The Department of Energy hopes that the United States is generating 20% of its electricity by wind, by 2030. One problem, Carnegie Mellon engineers point out in a forthcoming article in the Proceedings of the National Institutes of Science, is that existing wind turbines are designed to withstand the kind of winds you get in northern European seas – not hurricanes:
We present a probabilistic model to estimate the number of turbines that would be destroyed by hurricanes in an offshore wind farm. We apply this model to estimate the risk to offshore wind farms in four representative locations in the Atlantic and Gulf Coastal waters of the United States. In the most vulnerable areas now being actively considered by developers, nearly half the turbines in a farm are likely to be destroyed in a 20-y[ear] period.

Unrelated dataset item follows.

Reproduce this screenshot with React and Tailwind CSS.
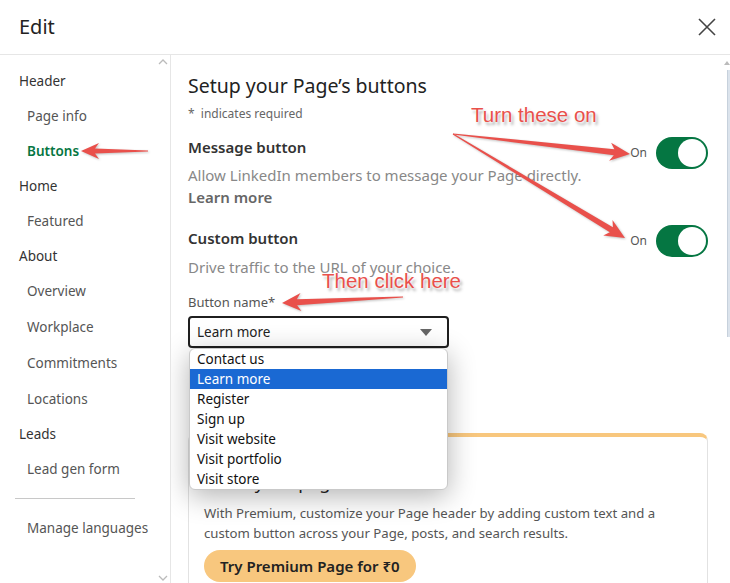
import React from 'react';

const navItems = [
  { label: 'Header', kind: 'head', h: 'h-[35px]' },
  { label: 'Page info', kind: 'sub', h: 'h-[35px]' },
  { label: 'Buttons', kind: 'active', h: 'h-[35px]' },
  { label: 'Home', kind: 'head', h: 'h-[35px]' },
  { label: 'Featured', kind: 'sub', h: 'h-[35px]' },
  { label: 'About', kind: 'head', h: 'h-[35px]' },
  { label: 'Overview', kind: 'sub', h: 'h-[35px]' },
  { label: 'Workplace', kind: 'sub', h: 'h-[36px]' },
  { label: 'Commitments', kind: 'sub', h: 'h-[36px]' },
  { label: 'Locations', kind: 'sub', h: 'h-[36px]' },
  { label: 'Leads', kind: 'head', h: 'h-[35px]' },
  { label: 'Lead gen form', kind: 'sub', h: 'h-[35px]' },
];

const options = ['Contact us', 'Learn more', 'Register', 'Sign up', 'Visit website', 'Visit portfolio', 'Visit store'];

// tapered annotation arrow, thin at the tail and barbed at the tip
const arrowPoints = (tx, ty, hx, hy, headLen = 16, headW = 17, shaftW = 6) => {
  const dx = hx - tx;
  const dy = hy - ty;
  const len = Math.hypot(dx, dy);
  const ux = dx / len;
  const uy = dy / len;
  const nx = -uy;
  const ny = ux;
  const bx = hx - ux * headLen;
  const by = hy - uy * headLen;
  const wx = hx - ux * (headLen + 4);
  const wy = hy - uy * (headLen + 4);
  const pts = [
    [tx + nx * 0.6, ty + ny * 0.6],
    [bx + (nx * shaftW) / 2, by + (ny * shaftW) / 2],
    [wx + (nx * headW) / 2, wy + (ny * headW) / 2],
    [hx, hy],
    [wx - (nx * headW) / 2, wy - (ny * headW) / 2],
    [bx - (nx * shaftW) / 2, by - (ny * shaftW) / 2],
    [tx - nx * 0.6, ty - ny * 0.6],
  ];
  return pts.map((p) => p.map((v) => v.toFixed(1)).join(',')).join(' ');
};

const Toggle = ({ className }) => (
  <div className={`flex items-center gap-[9px] ${className}`}>
    <span className="text-[12px] text-[#555]">On</span>
    <div className="w-[52px] h-[32px] rounded-full bg-[#057642] flex items-center justify-end pr-[2px]">
      <div className="w-[28px] h-[28px] rounded-full bg-white" />
    </div>
  </div>
);

const App = () => {
  return (
    <div className="relative w-[730px] h-[583px] overflow-hidden bg-white font-['Segoe_UI','Noto_Sans',sans-serif] text-[#222]">
      <div className="h-[55px] flex items-center justify-between pl-[19px] pr-[13px] border-b border-[#e6e6e6]">
        <h1 className="text-[20px] text-[#222]">Edit</h1>
        <svg width="20" height="20" viewBox="0 0 20 20" className="text-[#444]">
          <path d="M2 2 L18 18 M18 2 L2 18" stroke="currentColor" strokeWidth="1.6" fill="none" />
        </svg>
      </div>

      <div className="flex h-[528px]">
        <aside className="relative w-[171px] shrink-0 border-r border-[#e6e6e6] pt-[9px]">
          <svg width="10" height="6" viewBox="0 0 10 6" className="absolute left-[158px] top-[4px]">
            <path d="M1 5 L5 1 L9 5" stroke="#bbb" strokeWidth="1.3" fill="none" />
          </svg>
          {navItems.map((item) => (
            <div
              key={item.label}
              className={`${item.h} flex items-center text-[13.5px] ${
                item.kind === 'head'
                  ? 'pl-[19px] text-[#333]'
                  : item.kind === 'active'
                  ? 'pl-[27px] text-[#057642] font-semibold'
                  : 'pl-[27px] text-[#555]'
              }`}
            >
              {item.label}
            </div>
          ))}
          <div className="mt-[11px] ml-[15px] w-[120px] border-t border-[#c8c8c8]" />
          <div className="mt-[12px] h-[35px] flex items-center pl-[27px] text-[13.5px] text-[#555]">Manage languages</div>
          <svg width="10" height="6" viewBox="0 0 10 6" className="absolute left-[158px] bottom-[2px]">
            <path d="M1 1 L5 5 L9 1" stroke="#bbb" strokeWidth="1.3" fill="none" />
          </svg>
        </aside>

        <main className="relative flex-1 pl-[17px] pr-[22px] pt-[17px] overflow-hidden">
          <h2 className="text-[19.5px] leading-[28px] text-[#222]">Setup your Page’s buttons</h2>
          <p className="mt-[6px] text-[12px] leading-[16px] text-[#666]">*&nbsp; indicates required</p>

          <div className="mt-[15px] flex justify-between items-start">
            <div>
              <h3 className="text-[15px] leading-[20px] font-semibold text-[#333]">Message button</h3>
              <p className="mt-[7px] text-[15px] leading-[22px] text-[#888]">Allow LinkedIn members to message your Page directly.</p>
              <p className="text-[15px] leading-[22px] font-semibold text-[#666]">Learn more</p>
            </div>
            <Toggle className="mt-0" />
          </div>

          <div className="mt-[20px] flex justify-between items-start">
            <div>
              <h3 className="text-[15px] leading-[20px] font-semibold text-[#333]">Custom button</h3>
              <p className="mt-[8px] text-[15px] leading-[22px] text-[#888]">Drive traffic to the URL of your choice.</p>
            </div>
            <Toggle className="mt-[-3px]" />
          </div>

          <label className="block mt-[15px] text-[13px] leading-[18px] text-[#555]">Button name*</label>
          <div className="relative mt-[5px] w-[261px]">
            <div className="h-[32px] border-2 border-[#1f1f1f] rounded-[4px] flex items-center justify-between pl-[7px] pr-[15px] text-[13.5px] text-[#222]">
              <span>Learn more</span>
              <svg width="12" height="7" viewBox="0 0 12 7">
                <path d="M0 0 L12 0 L6 7 Z" fill="#666" />
              </svg>
            </div>
            <ul className="absolute left-[1px] top-[32px] w-[259px] bg-white border border-[#c9c9c9] rounded-[6px] overflow-hidden shadow-[0_6px_28px_rgba(0,0,0,0.3)] z-10">
              {options.map((opt) => (
                <li
                  key={opt}
                  className={`h-[20px] flex items-center pl-[7px] text-[13.5px] ${
                    opt === 'Learn more' ? 'bg-[#1a69d3] text-white' : 'text-[#111]'
                  }`}
                >
                  {opt}
                </li>
              ))}
            </ul>
          </div>

          <section className="mt-[85px] border-t-4 border-t-[#f8c77e] border-x border-x-[#e2e2e2] rounded-t-[8px] pl-[15px] pr-[15px] pt-[33px] h-[200px]">
            <h3 className="text-[18px] leading-[24px] text-[#222]">Make your page stand out</h3>
            <p className="mt-[9px] text-[13.2px] leading-[20px] text-[#555]">
              With Premium, customize your Page header by adding custom text and a custom button across your Page, posts, and search results.
            </p>
            <button className="mt-[7px] h-[32px] px-[16px] rounded-full bg-[#f8c77e] text-[15px] font-semibold text-[#222]">
              Try Premium Page for ₹0
            </button>
          </section>
        </main>
      </div>

      <div className="absolute right-0 top-[70px] w-[3px] h-[267px] bg-[#dbe3ec] border-l border-[#c7d1dc]" />
      <svg width="6" height="4" viewBox="0 0 6 4" className="absolute right-0 top-[61px]">
        <path d="M0 4 L3 0 L6 4" fill="#bbb" />
      </svg>

      <svg width="730" height="583" className="absolute inset-0 pointer-events-none drop-shadow-[1px_1px_1px_rgba(0,0,0,0.25)]">
        <polygon points={arrowPoints(148, 151, 81, 151, 14, 16, 5)} fill="#e9504b" />
        <polygon points={arrowPoints(453, 134, 630, 154, 16, 18, 6)} fill="#e9504b" />
        <polygon points={arrowPoints(453, 134, 625, 238, 16, 18, 6)} fill="#e9504b" />
        <polygon points={arrowPoints(403, 297, 282, 303, 15, 18, 6)} fill="#e9504b" />
      </svg>
      <span className="absolute left-[471px] top-[103px] text-[20.5px] leading-[24px] text-[#e9504b] font-['Liberation_Sans',sans-serif] [text-shadow:0_0_2px_#fff,0_0_3px_#fff,2px_3px_3px_rgba(0,0,0,0.35)]">
        Turn these on
      </span>
      <span className="absolute left-[322px] top-[269px] text-[20.5px] leading-[24px] text-[#e9504b] font-['Liberation_Sans',sans-serif] [text-shadow:0_0_2px_#fff,0_0_3px_#fff,2px_3px_3px_rgba(0,0,0,0.35)]">
        Then click here
      </span>
    </div>
  );
};

export default App;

The waters off Galveston, Texas, and Dare County, North Carolina, were the two most vulnerable spots studied. A key step that could be taken to make the turbines more resilient is to engineer the ability to turn, or yaw, with the wind, even when they lack power. (Some current turbines can yaw with power, but the engineers’ models assume that hurricanes would knock that power out.)
If turbines were producing 20% of U.S. power, and this vulnerability isn’t dealt with, hurricanes would put much of the U.S. power grid under threat, the engineers say. By making some tough design choices now, “we can avoid precipitous policy decisions after the first big storm buckles a few turbine towers.”